Friday, January 11, 2013

Stone & Kuznick: America’s Bloody Price for Power

Consortium News, January 11, 2013
 
Exclusive: “The Untold History of the United States” shakes up the traditional recounting of the last century, forcing Americans to rethink key assumptions, but director Oliver Stone and historian Peter Kuznick have not written a people’s history, says Jim DiEugenio in part two of his review.

By Jim DiEugenio

It’s challenging to review a book like The Untold History of the United States by Oliver Stone and Peter Kuznick, with its broad sweep covering more than a century – from the late 19th to the early 21st centuries – especially given the authors’ ambition to reorder how Americans see their nation as it evolved into a global empire and force them to confront how that empire has trampled on the lives and dreams of other people.
Without doubt, there is much value in their effort, which you can also watch in a Showtime documentary series by the same name. It is always good when a serious work comes out that shakes the pillars of the historical establishment by challenging cherished conventional wisdoms. Director Stone and historian Kuznick surely do that.


But the inevitable selection process – emphasizing one historical turning point over another and indeed omitting some pivotal moments altogether – invites criticism. And that is true about the second half of this book and series as it was the first half, which I reviewed earlier.

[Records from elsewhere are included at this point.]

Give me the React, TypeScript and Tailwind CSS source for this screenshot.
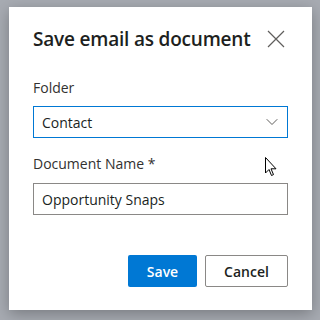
import { ChevronDown } from 'lucide-react';

const FONT = { fontFamily: '"Open Sans", "Noto Sans", Arial, sans-serif' };

export default function App() {
  return (
    <div className="relative w-[320px] h-[320px] bg-[#a7abb2] pt-[7px] pl-[9px]" style={FONT}>
      <div className="w-[303px] h-[303px] bg-white shadow-[0_4px_14px_rgba(0,0,0,0.28)] flex flex-col px-6 pt-[18px]">
        {/* header */}
        <div className="flex items-center justify-between">
          <h1 className="text-[19px] leading-7 font-semibold text-[#201f1e] tracking-[-0.2px]">
            Save email as document
          </h1>
          <button className="w-[18px] h-[18px] mr-[3px] text-[#605e5c]">
            <svg width="18" height="18" viewBox="0 0 18 18" fill="none" stroke="currentColor" strokeWidth="1.2">
              <path d="M1 1 L17 17 M17 1 L1 17" />
            </svg>
          </button>
        </div>

        <label className="mt-[25px] text-[14px] leading-5 text-[#323130]">Folder</label>
        <div className="mt-2 h-8 border border-[#0078d4] flex items-center justify-between pl-[8px] pr-[5px]">
          <span className="text-[14px] text-[#201f1e]">Contact</span>
          <ChevronDown className="w-5 h-5 text-[#605e5c]" strokeWidth={1.2} />
        </div>

        <label className="mt-4 text-[14px] leading-5 text-[#323130]">Document Name *</label>
        <div className="mt-[9px] h-8 border border-[#8a8886] flex items-center pl-[8px]">
          <span className="text-[14px] text-[#201f1e]">Opportunity Snaps</span>
        </div>

        <div className="mt-10 flex justify-end gap-2">
          <button className="w-[69px] h-8 rounded-[2px] bg-[#0078d4] text-white text-[14px] font-semibold">
            Save
          </button>
          <button className="w-[83px] h-8 rounded-[2px] border border-[#8a8886] bg-white text-[#201f1e] text-[14px] font-semibold">
            Cancel
          </button>
        </div>
      </div>

      {/* mouse pointer */}
      <svg className="absolute left-[265px] top-[157px]" width="13" height="20" viewBox="0 0 13 20">
        <path d="M0.5 0.5 L0.5 16 L4 12.5 L6.5 18.5 L8.5 17.6 L6 11.8 L11 11.8 Z" fill="white" stroke="black" strokeWidth="1" strokeLinejoin="round" />
      </svg>
    </div>
  );
}
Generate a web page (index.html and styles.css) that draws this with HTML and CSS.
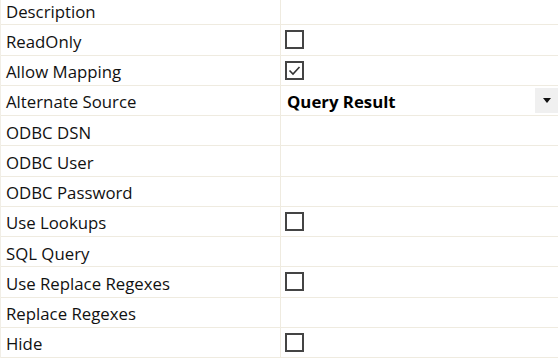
FILE: index.html
```html
<!DOCTYPE html>
<html lang="en">
<head>
    <meta charset="UTF-8">
    <title>Properties</title>
    <link rel="stylesheet" href="styles.css">
</head>
<body>
    <div class="grid">
        <div class="row"><div class="name">Description</div><div class="value"></div></div>
        <div class="row"><div class="name">ReadOnly</div><div class="value"><span class="check"></span></div></div>
        <div class="row"><div class="name">Allow Mapping</div><div class="value"><span class="check">
            <svg width="15" height="15" viewBox="0 0 15 15"><path d="M2.5 7.5 L6 11 L12.5 4" fill="none" stroke="#333" stroke-width="1.6"/></svg>
        </span></div></div>
        <div class="row"><div class="name">Alternate Source</div><div class="value select"><span class="bold">Query Result</span><span class="drop"><svg width="8" height="5" viewBox="0 0 8 5"><path d="M0 0 H8 L4 5 Z" fill="#111"/></svg></span></div></div>
        <div class="row"><div class="name">ODBC DSN</div><div class="value"></div></div>
        <div class="row"><div class="name">ODBC User</div><div class="value"></div></div>
        <div class="row"><div class="name">ODBC Password</div><div class="value"></div></div>
        <div class="row"><div class="name">Use Lookups</div><div class="value"><span class="check"></span></div></div>
        <div class="row"><div class="name">SQL Query</div><div class="value"></div></div>
        <div class="row"><div class="name">Use Replace Regexes</div><div class="value"><span class="check"></span></div></div>
        <div class="row"><div class="name">Replace Regexes</div><div class="value"></div></div>
        <div class="row"><div class="name">Hide</div><div class="value"><span class="check"></span></div></div>
    </div>
</body>
</html>
```

FILE: styles.css
```css
body {
    margin: 0;
    background: #fff;
    font-family: "Open Sans", "Noto Sans", sans-serif;
    font-size: 16.8px;
    color: #111;
    overflow: hidden;
}

.grid {
    margin-top: -5px;
    border-left: 1px solid #f1eee6;
}

.row {
    display: grid;
    grid-template-columns: 280px 1fr;
    height: 29.25px;
    border-bottom: 1px solid #efebe0;
}

.name {
    display: flex;
    align-items: center;
    padding: 3px 0 0 5px;
    border-right: 1px solid #efebe0;
    white-space: nowrap;
}

.value {
    display: flex;
    align-items: center;
    padding-left: 4px;
}

.check {
    width: 15px;
    height: 15px;
    border: 2px solid #444;
    display: flex;
    align-items: center;
    justify-content: center;
}

.select {
    justify-content: space-between;
    padding: 2px 0 0 6px;
}

.bold {
    font-weight: bold;
    color: #000;
}

.drop {
    width: 23px;
    align-self: stretch;
    margin: 0 0 2px;
    background: #f0f0f0;
    display: flex;
    align-items: center;
    justify-content: center;
}
```
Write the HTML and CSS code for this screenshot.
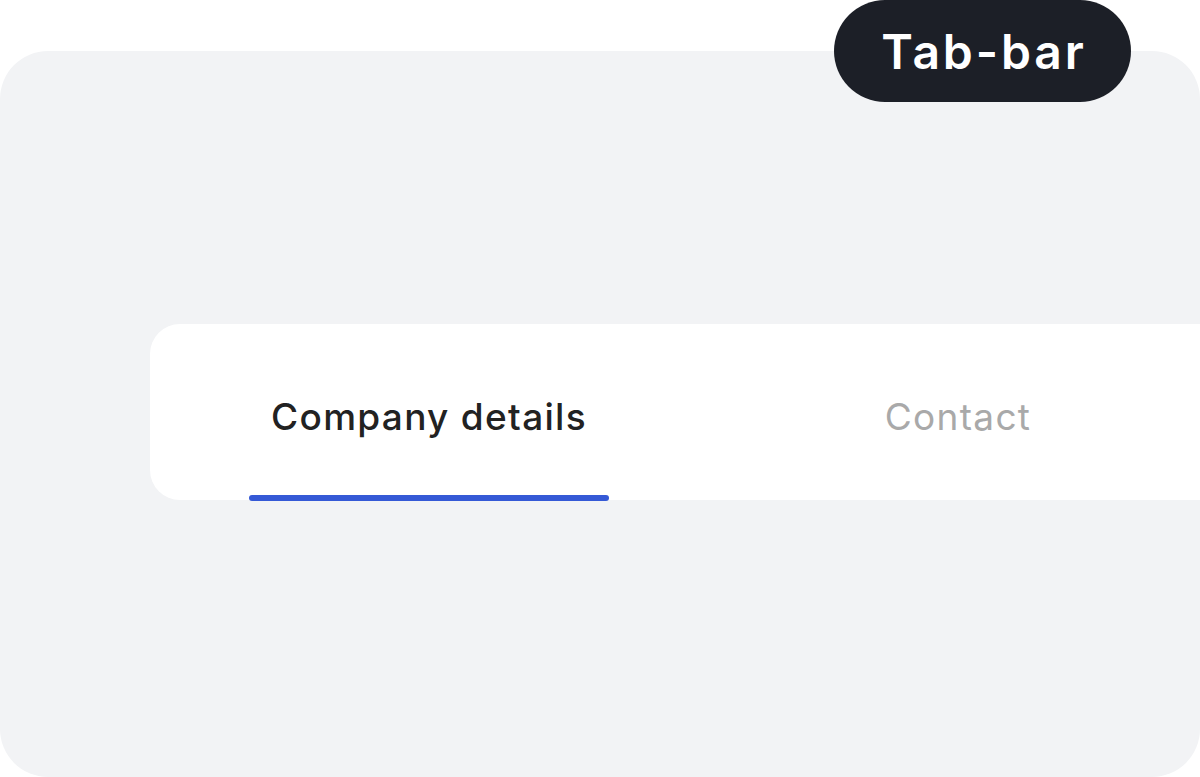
FILE: index.html
```html
<!DOCTYPE html>
<html>
<head>
<meta charset="utf-8">
<link rel="stylesheet" href="styles.css">
</head>
<body>
<div class="stage">
  <div class="panel">
    <div class="tabbar">
      <div class="tab tab-active">Company details</div>
      <div class="tab">Contact</div>
    </div>
  </div>
  <div class="badge">Tab-bar</div>
</div>
</body>
</html>
```
FILE: styles.css
```css
html, body {
  margin: 0;
  padding: 0;
  background: #ffffff;
  width: 1200px;
  height: 777px;
  overflow: hidden;
  font-family: "Inter", "DejaVu Sans", sans-serif;
}
.stage {
  position: relative;
  width: 1200px;
  height: 777px;
  padding-top: 51px;
  box-sizing: border-box;
}
.panel {
  height: 726px;
  background: #f2f3f5;
  border-radius: 48px;
  padding-top: 273px;
  padding-left: 150px;
  box-sizing: border-box;
}
.tabbar {
  height: 176px;
  background: #ffffff;
  border-radius: 30px 0 0 30px;
  display: flex;
  gap: 169px;
  padding-left: 99px;
  box-sizing: border-box;
}
.tab {
  width: 360px;
  height: 176px;
  display: flex;
  align-items: center;
  justify-content: center;
  font-size: 37px;
  font-weight: 400;
  color: #a9a9a9;
  padding-top: 8px;
  box-sizing: border-box;
  position: relative;
  letter-spacing: 1.3px;
}
.tab-active {
  color: #222222;
  font-weight: 500;
}
.tab-active::after {
  content: "";
  position: absolute;
  left: 0;
  right: 0;
  bottom: -1px;
  height: 6px;
  border-radius: 3px;
  background: #3559d6;
}
.badge {
  position: absolute;
  left: 834px;
  top: 0;
  width: 297px;
  height: 102px;
  border-radius: 51px;
  background: #1c1f27;
  color: #ffffff;
  display: flex;
  align-items: center;
  justify-content: center;
  font-size: 48px;
  font-weight: 600;
  letter-spacing: 2.9px;
  padding-left: 3px;
  box-sizing: border-box;
}
```
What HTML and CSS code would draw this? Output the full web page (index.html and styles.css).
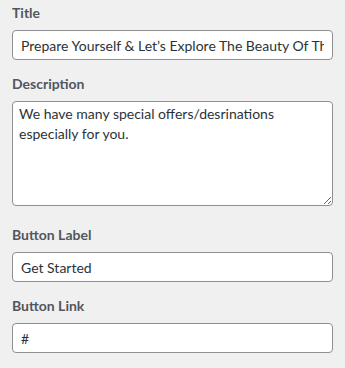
FILE: index.html
```html
<!DOCTYPE html>
<html lang="en">
<head>
    <meta charset="UTF-8">
    <meta name="viewport" content="width=device-width, initial-scale=1.0">
    <title>Banner Fields</title>
    <link rel="stylesheet" href="styles.css">
</head>
<body>
    <form id="bannerFields">
        <div class="field">
            <label for="title">Title</label>
            <input type="text" id="title" name="title" value="Prepare Yourself &amp; Let’s Explore The Beauty Of The World">
        </div>
        <div class="field field-text">
            <label for="description">Description</label>
            <textarea id="description" name="description">We have many special offers/desrinations especially for you.</textarea>
        </div>
        <div class="field">
            <label for="buttonLabel">Button Label</label>
            <input type="text" id="buttonLabel" name="buttonLabel" value="Get Started">
        </div>
        <div class="field">
            <label for="buttonLink">Button Link</label>
            <input type="text" id="buttonLink" name="buttonLink" value="#">
        </div>
    </form>
</body>
</html>
```

FILE: styles.css
```css
body {
    margin: 0;
    padding: 3px 12px 0;
    background-color: #f0f0f1;
    font-family: Lato, "Open Sans", sans-serif;
    font-size: 14px;
}
.field {
    margin-bottom: 14px;
}
.field-text {
    margin-bottom: 19px;
}
.field label {
    display: block;
    font-weight: bold;
    line-height: 20px;
    color: #50575e;
    margin-bottom: 7px;
}
.field input,
.field textarea {
    display: block;
    box-sizing: border-box;
    width: 100%;
    margin: 0;
    border: 1px solid #8c8f94;
    border-radius: 4px;
    background-color: #fff;
    color: #2c3338;
    font-family: inherit;
    font-size: 14px;
}
.field input {
    height: 30px;
    padding: 0 8px;
    line-height: 2;
}
.field textarea {
    height: 105px;
    padding: 2px 6px;
    line-height: 20px;
}
```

The second half of the 750-page book covers U.S. history from the presidencies of Lyndon Johnson to Barack Obama. And much like the first half, this 50-year sweep of history is more a reshuffling of the official top-down history than a people’s history in the vein of Howard Zinn, who focused more on the popular struggles that invigorated American democracy from the bottom up, rather than on the machinations of the political and economic elites.